In a medium bowl, mix the crushed chocolate sandwich cookies and melted butter until the mixture resembles wet sand. Press the mixture evenly into the bottom of the prepared pan to form the crust. Set aside.
In a large mixing bowl, beat the softened cream cheese and granulated sugar together using a hand or stand mixer until smooth and creamy, about 2-3 minutes.
Add the vanilla extract and eggs, one at a time, mixing on low speed after each addition just until combined. Be careful not to overmix to avoid cracks in the cheesecake.

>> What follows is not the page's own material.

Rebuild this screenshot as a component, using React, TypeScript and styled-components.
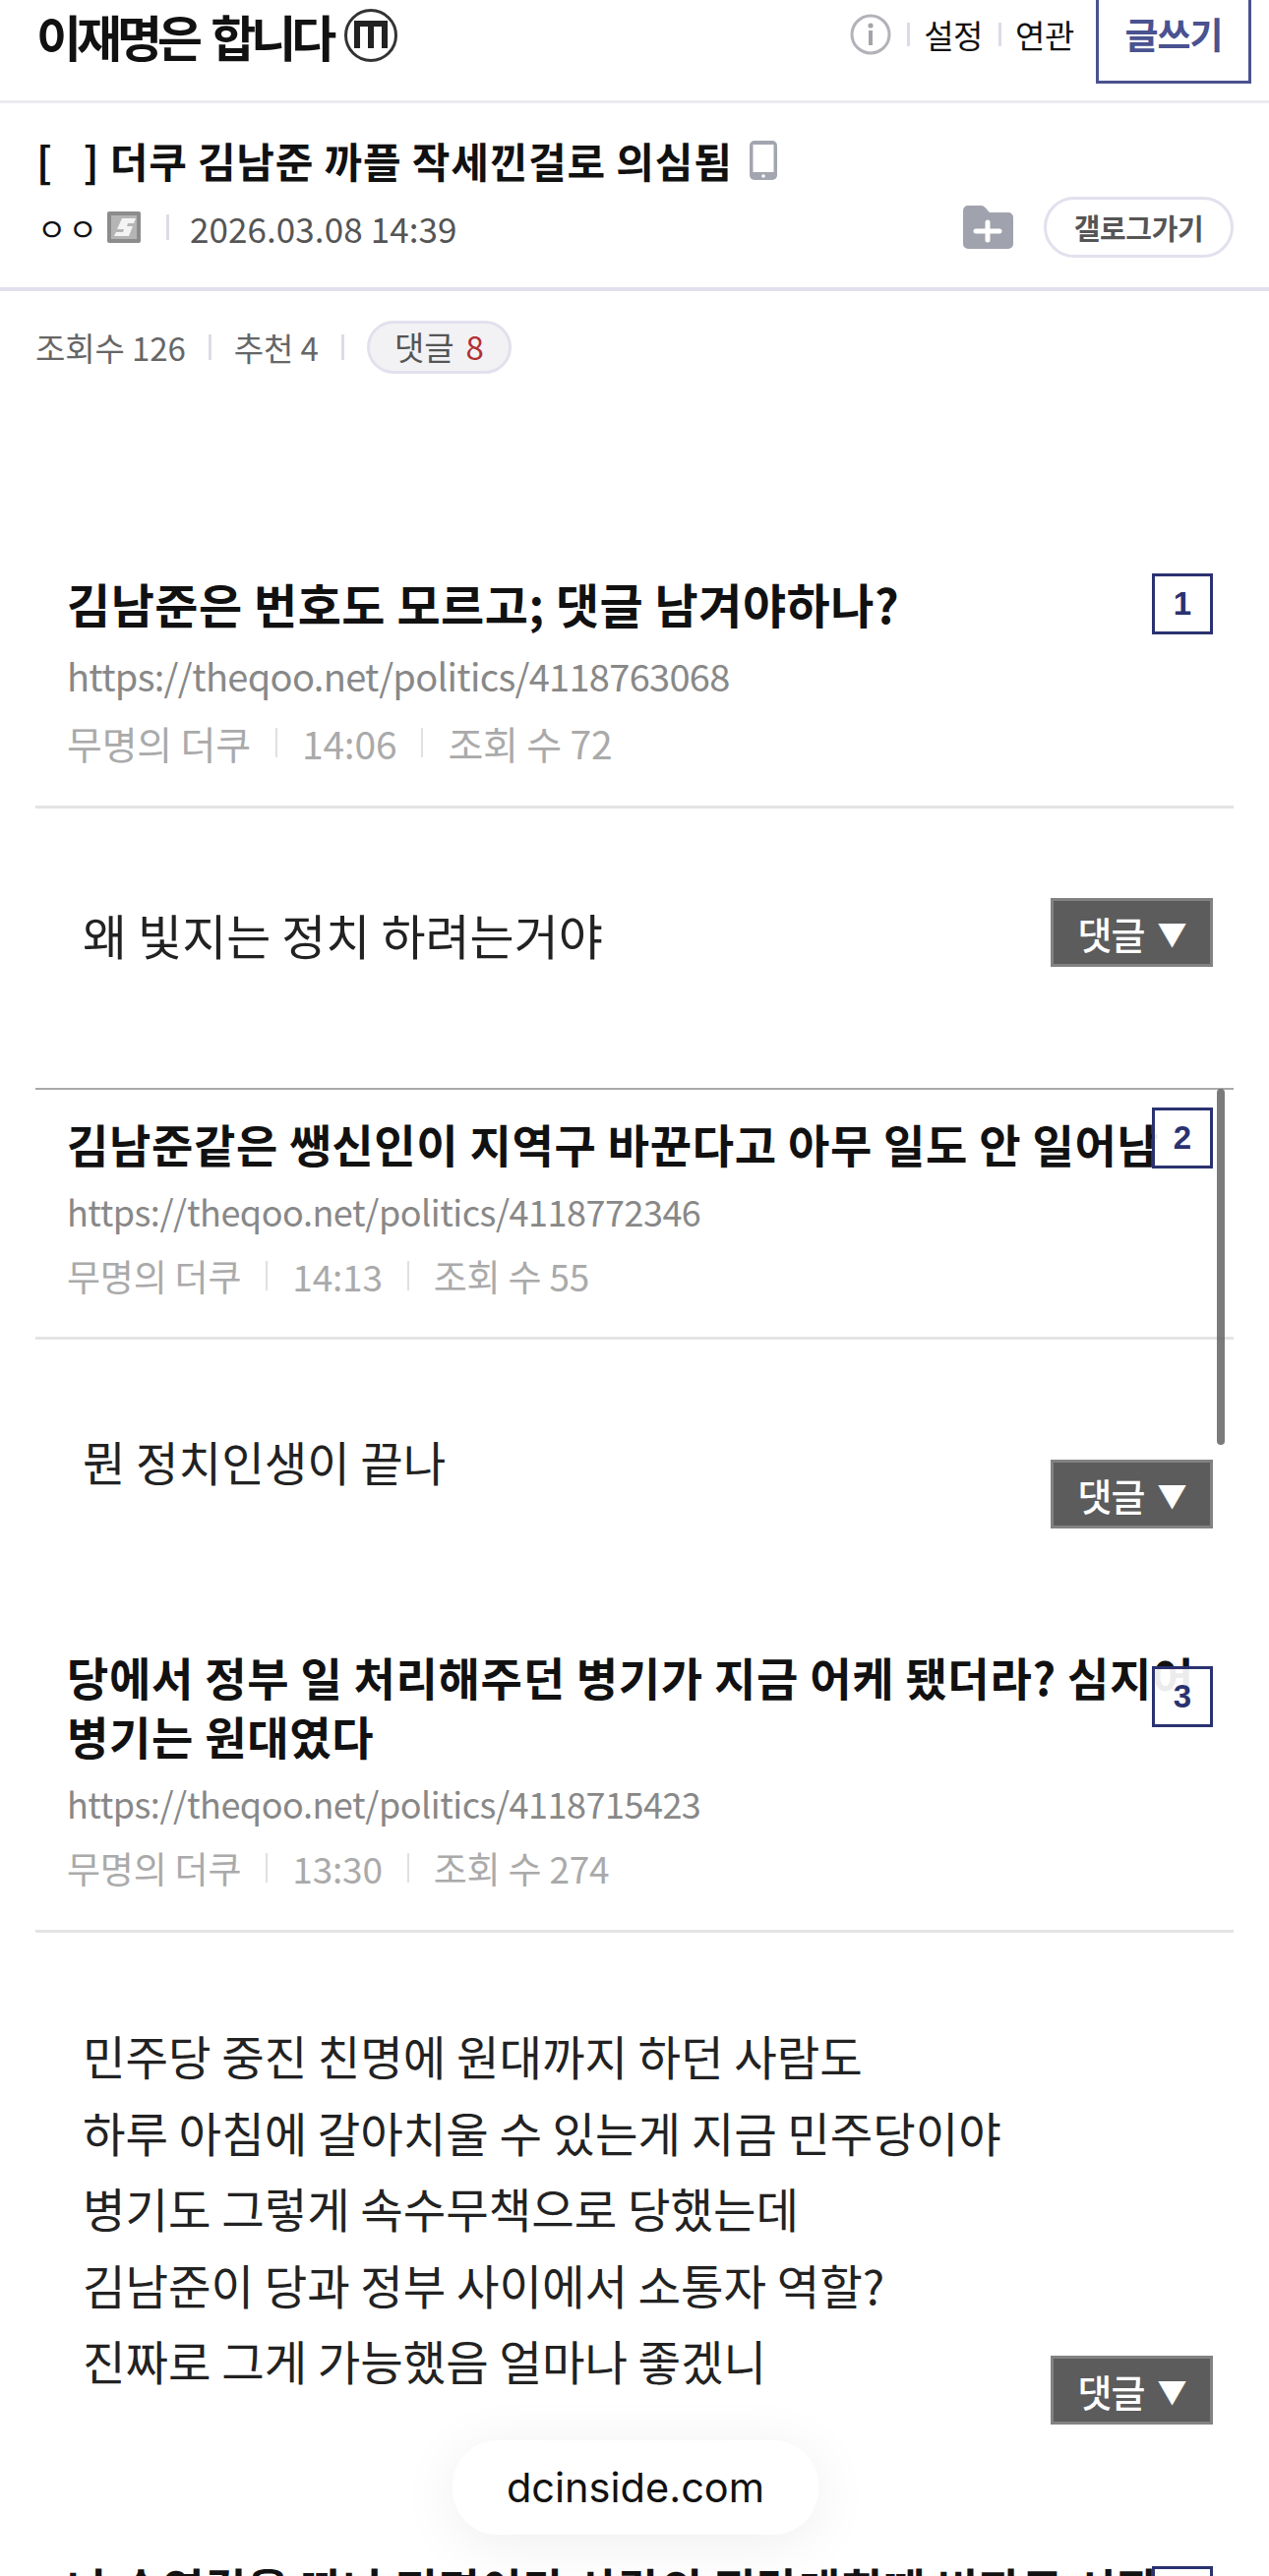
import React from 'react'
import styled, { createGlobalStyle } from 'styled-components'

const GlobalStyle = createGlobalStyle`
  html, body {
    margin: 0;
    padding: 0;
    background: #fff;
  }
  * {
    box-sizing: border-box;
  }
`

const Page = styled.div`
  position: relative;
  width: 1290px;
  height: 2619px;
  overflow: hidden;
  background: #fff;
  color: #111;
  font-family: 'Noto Sans CJK KR', 'Noto Sans', sans-serif;
`

const Header = styled.header`
  display: flex;
  justify-content: space-between;
  height: 105px;
  padding: 0 18px 0 37px;
  border-bottom: 3px solid #ececf0;
`

const GalleryName = styled.h1`
  display: flex;
  align-items: center;
  gap: 13px;
  height: 72px;
  margin: 0;
  font-size: 50px;
  font-weight: 700;
  letter-spacing: -5px;
  word-spacing: 7px;
  line-height: 1;
`

const HeaderMenu = styled.nav`
  display: flex;
  align-items: flex-start;
`

const MenuLink = styled.span`
  height: 70px;
  line-height: 70px;
  font-size: 33px;
  letter-spacing: -0.4px;
  color: #111;
`

const HeaderSep = styled.i`
  width: 3px;
  height: 24px;
  margin: 23px 14px 0 16px;
  background: #dcdce6;
`

const InfoWrap = styled.span`
  display: flex;
  align-items: center;
  height: 70px;
`

const WriteButton = styled.button`
  width: 158px;
  height: 85px;
  margin-left: 22px;
  padding: 0 0 14px;
  border: 3px solid #4a5290;
  border-top: none;
  background: #fff;
  color: #4a5290;
  font-family: inherit;
  font-size: 37px;
  font-weight: 700;
  letter-spacing: -1px;
`

const PostHead = styled.section`
  height: 191px;
  padding: 30px 36px 0 37px;
  border-bottom: 4px solid #e1e1ee;
`

const PostTitle = styled.h2`
  display: flex;
  align-items: center;
  gap: 17px;
  height: 56px;
  margin: 0;
  font-size: 42px;
  font-weight: 700;
  letter-spacing: 0.8px;
  line-height: 1;
  white-space: pre;
`

const PostInfo = styled.div`
  display: flex;
  align-items: center;
  height: 64px;
  margin-top: 8px;
`

const Writer = styled.span`
  font-size: 32px;
  letter-spacing: 2px;
  margin: 0 8px 0 1px;
`

const InfoSep = styled.i<{ $left?: number }>`
  width: 3px;
  height: 26px;
  margin-left: ${({ $left }) => $left ?? 0}px;
  background: #dcdce6;
`

const PostDate = styled.span`
  margin-left: 21px;
  font-size: 35px;
  letter-spacing: 0.1px;
  color: #555;
`

const PostActions = styled.div`
  display: flex;
  align-items: center;
  gap: 31px;
  margin-left: auto;
`

const GalleryLink = styled.button`
  width: 193px;
  height: 62px;
  padding: 0;
  border: 3px solid #e1e1ee;
  border-radius: 31px;
  background: #fff;
  color: #555;
  font-family: inherit;
  font-size: 29px;
  font-weight: 700;
  letter-spacing: -0.4px;
`

const StatsRow = styled.div`
  display: flex;
  align-items: center;
  gap: 23px;
  height: 113px;
  padding-left: 36px;
  font-size: 33px;
  letter-spacing: -0.1px;
  color: #666;
`

const CommentPill = styled.span`
  width: 147px;
  height: 54px;
  border: 3px solid #e1e1ee;
  border-radius: 27px;
  background: #f2f2f5;
  line-height: 46px;
  text-align: center;
  color: #555;
  em {
    margin-left: 12px;
    font-style: normal;
    color: #b03034;
  }
`

const Card = styled.article<{ $top: number }>`
  position: relative;
  padding: ${({ $top }) => $top}px 36px 0 68px;
`

const CardBadge = styled.span<{ $top: number; $h: number }>`
  position: absolute;
  top: ${({ $top }) => $top}px;
  right: 57px;
  width: 62px;
  height: ${({ $h }) => $h}px;
  border: 3px solid #2a3270;
  background: rgba(255, 255, 255, 0.92);
  color: #2a3270;
  font-family: 'Liberation Sans', sans-serif;
  font-size: 33px;
  font-weight: 700;
  line-height: ${({ $h }) => $h - 6}px;
  text-align: center;
`

const CardTitle = styled.h3<{ $large?: boolean }>`
  margin: 0;
  font-size: ${({ $large }) => ($large ? 48 : 46)}px;
  font-weight: 700;
  letter-spacing: ${({ $large }) => ($large ? 0.5 : 0.7)}px;
  line-height: 60px;
  white-space: pre;
`

const CardUrl = styled.div<{ $large?: boolean }>`
  margin-top: ${({ $large }) => ($large ? 20 : 15)}px;
  font-size: ${({ $large }) => ($large ? 38 : 36)}px;
  letter-spacing: ${({ $large }) => ($large ? -0.7 : -0.5)}px;
  line-height: 48px;
  color: #888;
`

const CardMeta = styled.div<{ $large?: boolean }>`
  display: flex;
  align-items: center;
  gap: 25px;
  height: 46px;
  margin-top: ${({ $large }) => ($large ? 21 : 19)}px;
  font-size: ${({ $large }) => ($large ? 39 : 37)}px;
  letter-spacing: -0.2px;
  color: #aaa;
`

const MetaSep = styled.i`
  width: 2px;
  height: 30px;
  background: #e0e0e0;
`

const Divider = styled.hr<{ $gap: number }>`
  height: 3px;
  margin: ${({ $gap }) => $gap}px 0 0 -32px;
  width: 1218px;
  border: none;
  background: #e4e4e4;
`

const CommentRow = styled.div<{ $height: number; $strong?: boolean }>`
  display: flex;
  justify-content: space-between;
  align-items: flex-start;
  height: ${({ $height }) => $height}px;
  margin: 0 36px;
  padding: 0 21px 0 48px;
  border-bottom: ${({ $strong }) => ($strong ? '2px solid #a9a9a9' : 'none')};
`

const CommentText = styled.p<{ $top: number; $large?: boolean }>`
  margin: ${({ $top }) => $top}px 0 0;
  font-size: ${({ $large }) => ($large ? 49 : 47.3)}px;
  line-height: 77.5px;
  color: #222;
  white-space: pre-line;
`

const ReplyButton = styled.button<{ $top: number }>`
  display: flex;
  align-items: center;
  justify-content: center;
  gap: 13px;
  width: 165px;
  height: 70px;
  margin-top: ${({ $top }) => $top}px;
  padding: 0;
  border: 3px solid #828282;
  background: #5c5c5c;
  color: #fff;
  font-family: inherit;
  font-size: 38px;
  font-weight: 500;
  letter-spacing: -1px;
  span {
    font-size: 30px;
  }
`

const Scrollbar = styled.div`
  position: absolute;
  top: 1107px;
  left: 1237px;
  width: 8px;
  height: 362px;
  border-radius: 4px;
  background: rgba(100, 100, 100, 0.85);
`

const DomainPill = styled.div`
  position: absolute;
  top: 2481px;
  left: 460px;
  width: 372px;
  height: 96px;
  border-radius: 46px;
  background: #fff;
  box-shadow: 0 8px 60px rgba(0, 0, 0, 0.07);
  font-family: Inter, 'Liberation Sans', sans-serif;
  font-size: 41.5px;
  line-height: 96px;
  text-align: center;
  color: #111;
`

function MobileMark() {
  return (
    <svg width="54" height="54" viewBox="0 0 54 54" aria-hidden="true">
      <circle cx="27" cy="27" r="25.5" fill="none" stroke="#333" strokeWidth="3" />
      <path d="M13 40V15h28v25M27 17v23" fill="none" stroke="#222" strokeWidth="6" />
    </svg>
  )
}

function InfoIcon() {
  return (
    <svg width="42" height="42" viewBox="0 0 42 42" aria-hidden="true">
      <circle cx="21" cy="21" r="19" fill="none" stroke="#b2b2b8" strokeWidth="3" />
      <circle cx="21" cy="12" r="2.6" fill="#a4a4aa" />
      <rect x="19" y="17" width="4" height="15" fill="#a4a4aa" />
    </svg>
  )
}

function PhoneIcon() {
  return (
    <svg width="28" height="40" viewBox="0 0 28 40" aria-hidden="true">
      <rect width="28" height="40" rx="5" fill="#a3a5b0" />
      <rect x="3.5" y="4" width="21" height="28" fill="#fff" />
      <circle cx="14" cy="36" r="1.8" fill="#fff" />
    </svg>
  )
}

function NikIcon() {
  return (
    <svg width="34" height="32" viewBox="0 0 34 32" aria-hidden="true">
      <rect width="34" height="32" rx="2" fill="#8c8c8c" />
      <rect x="4" y="4" width="26" height="24" fill="#b5b5b5" />
      <path d="M15 7h14l-2 5h-6l-1 3h6l-4 10H7l2-4h7l1-3h-7z" fill="#f4f4f4" />
    </svg>
  )
}

function FolderPlusIcon() {
  return (
    <svg width="51" height="44" viewBox="0 0 51 44" aria-hidden="true">
      <path d="M0 5a5 5 0 0 1 5-5h13c3 0 5 2 7 5l2 2h19a5 5 0 0 1 5 5v27a5 5 0 0 1-5 5H5a5 5 0 0 1-5-5z" fill="#a0a2ae" />
      <path d="M25 17v18M13 26h24" stroke="#fff" strokeWidth="5" strokeLinecap="round" />
    </svg>
  )
}

function App() {
  return (
    <Page>
      <GlobalStyle />
      <Header>
        <GalleryName>
          이재명은 합니다
          <MobileMark />
        </GalleryName>
        <HeaderMenu>
          <InfoWrap>
            <InfoIcon />
          </InfoWrap>
          <HeaderSep />
          <MenuLink>설정</MenuLink>
          <HeaderSep />
          <MenuLink>연관</MenuLink>
          <WriteButton>글쓰기</WriteButton>
        </HeaderMenu>
      </Header>

      <PostHead>
        <PostTitle>
          [   ] 더쿠 김남준 까플 작세낀걸로 의심됨
          <PhoneIcon />
        </PostTitle>
        <PostInfo>
          <Writer>ㅇㅇ</Writer>
          <NikIcon />
          <InfoSep $left={26} />
          <PostDate>2026.03.08 14:39</PostDate>
          <PostActions>
            <FolderPlusIcon />
            <GalleryLink>갤로그가기</GalleryLink>
          </PostActions>
        </PostInfo>
      </PostHead>

      <StatsRow>
        <span>조회수 126</span>
        <InfoSep />
        <span>추천 4</span>
        <InfoSep />
        <CommentPill>
          댓글<em>8</em>
        </CommentPill>
      </StatsRow>

      <Card $top={174}>
        <CardBadge $top={174} $h={62}>1</CardBadge>
        <CardTitle $large>김남준은 번호도 모르고; 댓글 남겨야하나?</CardTitle>
        <CardUrl $large>https://theqoo.net/politics/4118763068</CardUrl>
        <CardMeta $large>
          <span>무명의 더쿠</span>
          <MetaSep />
          <span>14:06</span>
          <MetaSep />
          <span>조회 수 72</span>
        </CardMeta>
        <Divider $gap={41} />
      </Card>
      <CommentRow $height={286} $strong>
        <CommentText $top={89} $large>왜 빛지는 정치 하려는거야</CommentText>
        <ReplyButton $top={91}>댓글 <span>▼</span></ReplyButton>
      </CommentRow>

      <Card $top={24}>
        <CardBadge $top={18} $h={62}>2</CardBadge>
        <CardTitle>김남준같은 쌩신인이 지역구 바꾼다고 아무 일도 안 일어남</CardTitle>
        <CardUrl>https://theqoo.net/politics/4118772346</CardUrl>
        <CardMeta>
          <span>무명의 더쿠</span>
          <MetaSep />
          <span>14:13</span>
          <MetaSep />
          <span>조회 수 55</span>
        </CardMeta>
        <Divider $gap={39} />
      </Card>
      <CommentRow $height={312}>
        <CommentText $top={85}>뭔 정치인생이 끝나</CommentText>
        <ReplyButton $top={122}>댓글 <span>▼</span></ReplyButton>
      </CommentRow>

      <Card $top={0}>
        <CardBadge $top={20} $h={62}>3</CardBadge>
        <CardTitle>{'당에서 정부 일 처리해주던 병기가 지금 어케 됐더라? 심지어\n병기는 원대였다'}</CardTitle>
        <CardUrl>https://theqoo.net/politics/4118715423</CardUrl>
        <CardMeta>
          <span>무명의 더쿠</span>
          <MetaSep />
          <span>13:30</span>
          <MetaSep />
          <span>조회 수 274</span>
        </CardMeta>
        <Divider $gap={40} />
      </Card>
      <CommentRow $height={635}>
        <CommentText $top={86}>
          {'민주당 중진 친명에 원대까지 하던 사람도\n하루 아침에 갈아치울 수 있는게 지금 민주당이야\n병기도 그렇게 속수무책으로 당했는데\n김남준이 당과 정부 사이에서 소통자 역할?\n진짜로 그게 가능했음 얼마나 좋겠니'}
        </CommentText>
        <ReplyButton $top={430}>댓글 <span>▼</span></ReplyButton>
      </CommentRow>

      <Card $top={0}>
        <CardBadge $top={9} $h={62}>4</CardBadge>
        <CardTitle>나 송영길을 따나 편명이라 사람의 전당대회때 비판도 시작</CardTitle>
      </Card>

      <Scrollbar />
      <DomainPill>dcinside.com</DomainPill>
    </Page>
  )
}

export default App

Fold in the melted and slightly cooled semi-sweet chocolate until evenly combined. Pour the chocolate cheesecake batter over the prepared crust.
Place the springform pan into a larger roasting pan. Add hot water to the roasting pan until it comes halfway up the sides of the springform pan to create a water bath. This will help the cheesecake bake evenly and prevent cracks.
Bake for 55-65 minutes, or until the center is just set but still slightly jiggly. Turn off the oven, crack the door open slightly, and let the cheesecake cool in the oven for 1 hour.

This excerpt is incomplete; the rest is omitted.